→ Dataset section
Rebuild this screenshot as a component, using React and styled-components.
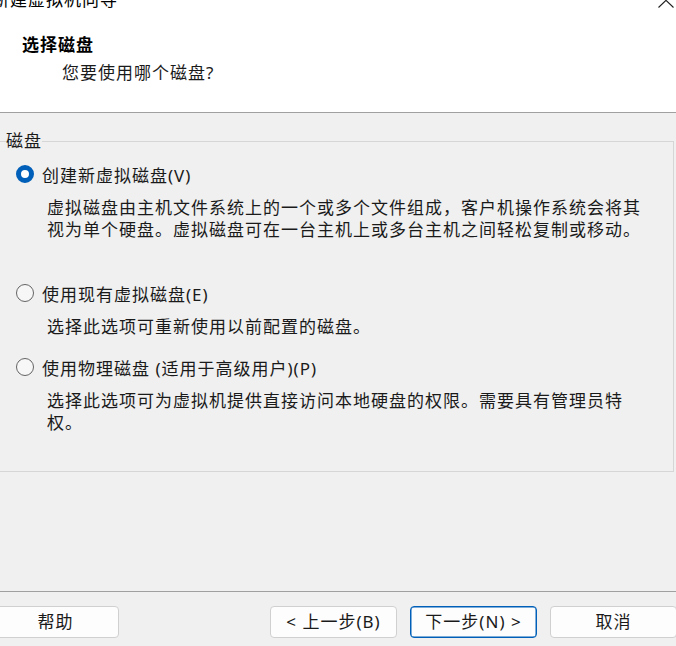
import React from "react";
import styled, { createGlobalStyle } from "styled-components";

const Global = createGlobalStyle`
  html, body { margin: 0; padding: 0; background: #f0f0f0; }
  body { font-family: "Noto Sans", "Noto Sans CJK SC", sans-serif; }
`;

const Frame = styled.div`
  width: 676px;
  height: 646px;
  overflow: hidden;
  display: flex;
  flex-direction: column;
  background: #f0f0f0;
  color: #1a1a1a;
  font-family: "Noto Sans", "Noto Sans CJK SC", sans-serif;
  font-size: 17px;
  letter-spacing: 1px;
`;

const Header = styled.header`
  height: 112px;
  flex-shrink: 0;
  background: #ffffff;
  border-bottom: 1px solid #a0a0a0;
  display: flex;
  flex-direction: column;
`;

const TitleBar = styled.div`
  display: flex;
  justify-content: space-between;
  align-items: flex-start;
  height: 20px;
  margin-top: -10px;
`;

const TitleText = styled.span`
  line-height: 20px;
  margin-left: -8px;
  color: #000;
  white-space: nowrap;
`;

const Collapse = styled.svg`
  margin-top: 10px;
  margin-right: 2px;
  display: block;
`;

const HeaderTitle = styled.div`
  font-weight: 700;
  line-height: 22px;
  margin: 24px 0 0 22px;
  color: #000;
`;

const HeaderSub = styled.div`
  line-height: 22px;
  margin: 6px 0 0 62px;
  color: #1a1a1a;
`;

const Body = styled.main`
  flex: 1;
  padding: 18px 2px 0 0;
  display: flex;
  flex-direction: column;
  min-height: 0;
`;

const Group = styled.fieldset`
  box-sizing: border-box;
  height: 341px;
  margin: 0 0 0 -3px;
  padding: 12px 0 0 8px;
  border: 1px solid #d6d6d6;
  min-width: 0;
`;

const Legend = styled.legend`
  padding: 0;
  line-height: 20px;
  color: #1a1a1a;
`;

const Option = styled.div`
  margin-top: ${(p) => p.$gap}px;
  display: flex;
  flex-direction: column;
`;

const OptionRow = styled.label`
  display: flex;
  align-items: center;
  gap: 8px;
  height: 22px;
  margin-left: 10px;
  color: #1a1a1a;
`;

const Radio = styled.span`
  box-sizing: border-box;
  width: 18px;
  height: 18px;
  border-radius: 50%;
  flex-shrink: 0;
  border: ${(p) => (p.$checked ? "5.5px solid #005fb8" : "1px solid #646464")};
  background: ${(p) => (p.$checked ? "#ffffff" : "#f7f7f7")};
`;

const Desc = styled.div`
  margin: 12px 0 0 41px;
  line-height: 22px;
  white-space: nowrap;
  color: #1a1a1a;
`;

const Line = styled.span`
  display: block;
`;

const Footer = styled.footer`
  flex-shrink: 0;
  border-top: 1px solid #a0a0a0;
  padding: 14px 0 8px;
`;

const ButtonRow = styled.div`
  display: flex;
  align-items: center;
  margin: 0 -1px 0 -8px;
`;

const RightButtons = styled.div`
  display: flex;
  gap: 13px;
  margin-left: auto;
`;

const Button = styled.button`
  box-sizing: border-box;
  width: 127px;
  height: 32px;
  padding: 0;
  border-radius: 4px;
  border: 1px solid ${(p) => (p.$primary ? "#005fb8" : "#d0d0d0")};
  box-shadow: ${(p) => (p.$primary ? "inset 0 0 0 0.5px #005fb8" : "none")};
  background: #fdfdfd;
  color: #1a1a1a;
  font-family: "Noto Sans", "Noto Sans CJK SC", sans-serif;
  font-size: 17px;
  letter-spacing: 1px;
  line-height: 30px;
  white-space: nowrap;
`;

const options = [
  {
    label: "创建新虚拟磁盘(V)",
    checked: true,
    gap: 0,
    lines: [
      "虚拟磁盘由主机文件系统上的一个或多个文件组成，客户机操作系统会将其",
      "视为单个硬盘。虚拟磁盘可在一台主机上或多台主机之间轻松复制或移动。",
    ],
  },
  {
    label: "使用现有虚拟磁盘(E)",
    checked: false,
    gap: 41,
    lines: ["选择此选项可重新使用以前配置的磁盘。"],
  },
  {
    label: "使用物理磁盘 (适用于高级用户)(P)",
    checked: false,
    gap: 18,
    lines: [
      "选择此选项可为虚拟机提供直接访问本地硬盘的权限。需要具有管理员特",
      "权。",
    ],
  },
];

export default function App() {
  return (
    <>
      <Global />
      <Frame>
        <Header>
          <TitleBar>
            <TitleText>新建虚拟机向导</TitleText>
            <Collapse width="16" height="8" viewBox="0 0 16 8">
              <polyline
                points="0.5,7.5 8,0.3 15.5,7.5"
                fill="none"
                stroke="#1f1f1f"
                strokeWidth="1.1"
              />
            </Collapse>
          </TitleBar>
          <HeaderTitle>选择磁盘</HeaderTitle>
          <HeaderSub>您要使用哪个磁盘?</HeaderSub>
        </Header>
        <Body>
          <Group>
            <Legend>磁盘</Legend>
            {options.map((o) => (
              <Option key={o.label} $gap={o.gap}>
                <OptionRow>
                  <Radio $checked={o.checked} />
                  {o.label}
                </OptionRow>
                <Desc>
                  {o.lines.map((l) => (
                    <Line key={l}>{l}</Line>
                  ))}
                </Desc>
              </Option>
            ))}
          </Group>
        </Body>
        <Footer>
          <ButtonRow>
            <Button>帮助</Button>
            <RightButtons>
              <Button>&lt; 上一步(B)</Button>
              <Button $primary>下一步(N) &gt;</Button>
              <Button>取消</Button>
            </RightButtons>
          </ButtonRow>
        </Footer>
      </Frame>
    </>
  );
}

→ Stated goal
Quote everything in the listing above exactly; pictures are the only thing to omit.

→ Response for this exercise
Rebuild this screenshot as a component, using React and styled-components.
import React from "react";
import styled, { createGlobalStyle } from "styled-components";

const Global = createGlobalStyle`
  html, body { margin: 0; padding: 0; background: #f0f0f0; }
  body { font-family: "Noto Sans", "Noto Sans CJK SC", sans-serif; }
`;

const Frame = styled.div`
  width: 676px;
  height: 646px;
  overflow: hidden;
  display: flex;
  flex-direction: column;
  background: #f0f0f0;
  color: #1a1a1a;
  font-family: "Noto Sans", "Noto Sans CJK SC", sans-serif;
  font-size: 17px;
  letter-spacing: 1px;
`;

const Header = styled.header`
  height: 112px;
  flex-shrink: 0;
  background: #ffffff;
  border-bottom: 1px solid #a0a0a0;
  display: flex;
  flex-direction: column;
`;

const TitleBar = styled.div`
  display: flex;
  justify-content: space-between;
  align-items: flex-start;
  height: 20px;
  margin-top: -10px;
`;

const TitleText = styled.span`
  line-height: 20px;
  margin-left: -8px;
  color: #000;
  white-space: nowrap;
`;

const Collapse = styled.svg`
  margin-top: 10px;
  margin-right: 2px;
  display: block;
`;

const HeaderTitle = styled.div`
  font-weight: 700;
  line-height: 22px;
  margin: 24px 0 0 22px;
  color: #000;
`;

const HeaderSub = styled.div`
  line-height: 22px;
  margin: 6px 0 0 62px;
  color: #1a1a1a;
`;

const Body = styled.main`
  flex: 1;
  padding: 18px 2px 0 0;
  display: flex;
  flex-direction: column;
  min-height: 0;
`;

const Group = styled.fieldset`
  box-sizing: border-box;
  height: 341px;
  margin: 0 0 0 -3px;
  padding: 12px 0 0 8px;
  border: 1px solid #d6d6d6;
  min-width: 0;
`;

const Legend = styled.legend`
  padding: 0;
  line-height: 20px;
  color: #1a1a1a;
`;

const Option = styled.div`
  margin-top: ${(p) => p.$gap}px;
  display: flex;
  flex-direction: column;
`;

const OptionRow = styled.label`
  display: flex;
  align-items: center;
  gap: 8px;
  height: 22px;
  margin-left: 10px;
  color: #1a1a1a;
`;

const Radio = styled.span`
  box-sizing: border-box;
  width: 18px;
  height: 18px;
  border-radius: 50%;
  flex-shrink: 0;
  border: ${(p) => (p.$checked ? "5.5px solid #005fb8" : "1px solid #646464")};
  background: ${(p) => (p.$checked ? "#ffffff" : "#f7f7f7")};
`;

const Desc = styled.div`
  margin: 12px 0 0 41px;
  line-height: 22px;
  white-space: nowrap;
  color: #1a1a1a;
`;

const Line = styled.span`
  display: block;
`;

const Footer = styled.footer`
  flex-shrink: 0;
  border-top: 1px solid #a0a0a0;
  padding: 14px 0 8px;
`;

const ButtonRow = styled.div`
  display: flex;
  align-items: center;
  margin: 0 -1px 0 -8px;
`;

const RightButtons = styled.div`
  display: flex;
  gap: 13px;
  margin-left: auto;
`;

const Button = styled.button`
  box-sizing: border-box;
  width: 127px;
  height: 32px;
  padding: 0;
  border-radius: 4px;
  border: 1px solid ${(p) => (p.$primary ? "#005fb8" : "#d0d0d0")};
  box-shadow: ${(p) => (p.$primary ? "inset 0 0 0 0.5px #005fb8" : "none")};
  background: #fdfdfd;
  color: #1a1a1a;
  font-family: "Noto Sans", "Noto Sans CJK SC", sans-serif;
  font-size: 17px;
  letter-spacing: 1px;
  line-height: 30px;
  white-space: nowrap;
`;

const options = [
  {
    label: "创建新虚拟磁盘(V)",
    checked: true,
    gap: 0,
    lines: [
      "虚拟磁盘由主机文件系统上的一个或多个文件组成，客户机操作系统会将其",
      "视为单个硬盘。虚拟磁盘可在一台主机上或多台主机之间轻松复制或移动。",
    ],
  },
  {
    label: "使用现有虚拟磁盘(E)",
    checked: false,
    gap: 41,
    lines: ["选择此选项可重新使用以前配置的磁盘。"],
  },
  {
    label: "使用物理磁盘 (适用于高级用户)(P)",
    checked: false,
    gap: 18,
    lines: [
      "选择此选项可为虚拟机提供直接访问本地硬盘的权限。需要具有管理员特",
      "权。",
    ],
  },
];

export default function App() {
  return (
    <>
      <Global />
      <Frame>
        <Header>
          <TitleBar>
            <TitleText>新建虚拟机向导</TitleText>
            <Collapse width="16" height="8" viewBox="0 0 16 8">
              <polyline
                points="0.5,7.5 8,0.3 15.5,7.5"
                fill="none"
                stroke="#1f1f1f"
                strokeWidth="1.1"
              />
            </Collapse>
          </TitleBar>
          <HeaderTitle>选择磁盘</HeaderTitle>
          <HeaderSub>您要使用哪个磁盘?</HeaderSub>
        </Header>
        <Body>
          <Group>
            <Legend>磁盘</Legend>
            {options.map((o) => (
              <Option key={o.label} $gap={o.gap}>
                <OptionRow>
                  <Radio $checked={o.checked} />
                  {o.label}
                </OptionRow>
                <Desc>
                  {o.lines.map((l) => (
                    <Line key={l}>{l}</Line>
                  ))}
                </Desc>
              </Option>
            ))}
          </Group>
        </Body>
        <Footer>
          <ButtonRow>
            <Button>帮助</Button>
            <RightButtons>
              <Button>&lt; 上一步(B)</Button>
              <Button $primary>下一步(N) &gt;</Button>
              <Button>取消</Button>
            </RightButtons>
          </ButtonRow>
        </Footer>
      </Frame>
    </>
  );
}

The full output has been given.